The Halloween debate in many Christian circles can get heated as if it were politics. This article is not meant to cast judgement on people who choose to celebrate Halloween. There are a lot of people I know and love who celebrate it. This article is merely sharing my family’s story and the reason we gave it up. If you don’t agree with me, that’s fine. It’s between you and God.

My husband and I both grew up celebrating Halloween. I would say we both had the stereotypical upbringing of carving pumpkins and trick-or-treating. My family would throw Halloween parties, and I remember getting a plastic Smurfette costume and wearing it proudly. Early on for me, Halloween was something that seemed innocent.

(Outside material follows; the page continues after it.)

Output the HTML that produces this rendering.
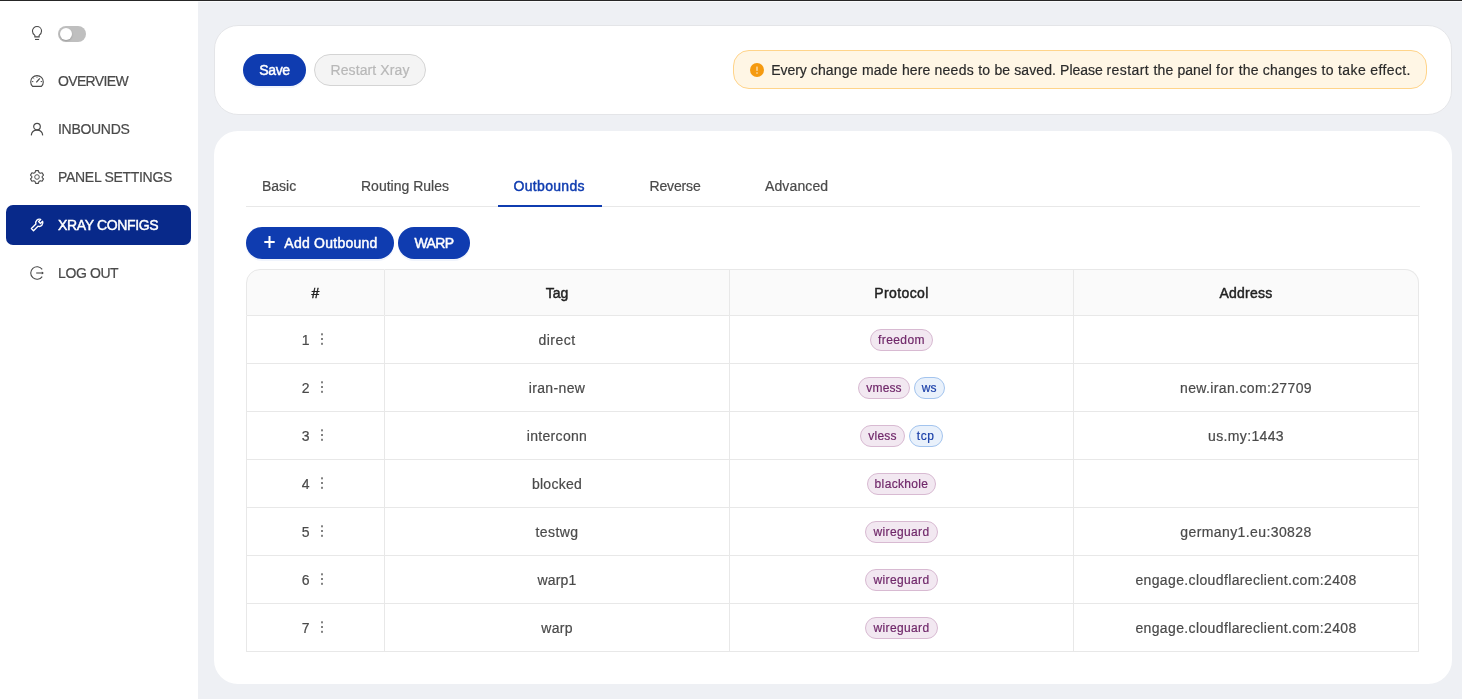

Somewhere along the way, it changed, though. I’m not exactly sure when that happened. Was it the time I dressed up as a witch, and my mother thought I looked so convincing that she wouldn’t let me go out of the house without a cross around my neck? Or was it the time that my aunt and I went into a “Haunted House” put on by the local theater company? I was so terrified that I begged my aunt to let me hide in the building in some random closet.

By the time I was in high school, I worked at a Halloween store, where I dressed up nightly and choreographed their runway show every year. At that point, I know something inside of me had started to wake up to the fact Halloween isn’t all fun and games. I remember working in that store and playing Carmen songs as this horrid pre-recorded witch would cackle a song. This is also about the time I began learning about the supernatural.

What I kept coming back to as I grew older was that there really is a devil; he is out to steal, kill and destroy. But God is bigger. Jesus came so that we might have life and have it more abundantly. Once I began learning about and seeing exorcisms (demons leaving people) as well as praying for people to get free from demonic activity, it was no longer fun and games to me. It was a very real battle.

Then my husband and I had children, and our oldest was old enough that we had to make a decision. The more I thought about this whole Halloween debate, and learned what its origins really are, the more I couldn’t deny it wasn’t a holiday just meant for fun and games. Rather, it has a very dark side. How could I parent children and encourage them to live their lives on fire for Jesus 364 days a year but tell them it was OK one day a year to act out some practices that are deeply saturated in witchcraft? Could I let the traditions I was raised with overpower a growing check in my spirit when it came to Halloween? 

That’s about when a friend of mine sent me several videos. I started doing my own research regarding the origins of Halloween. It’s still celebrated today as a holy day in many demonic circles. Historically, the day is filled with things I do not believe people who are trying to move forward in their relationship with God need to be celebrating.

My simply answer is that Halloween is a holiday for a religion to which I do not adhere.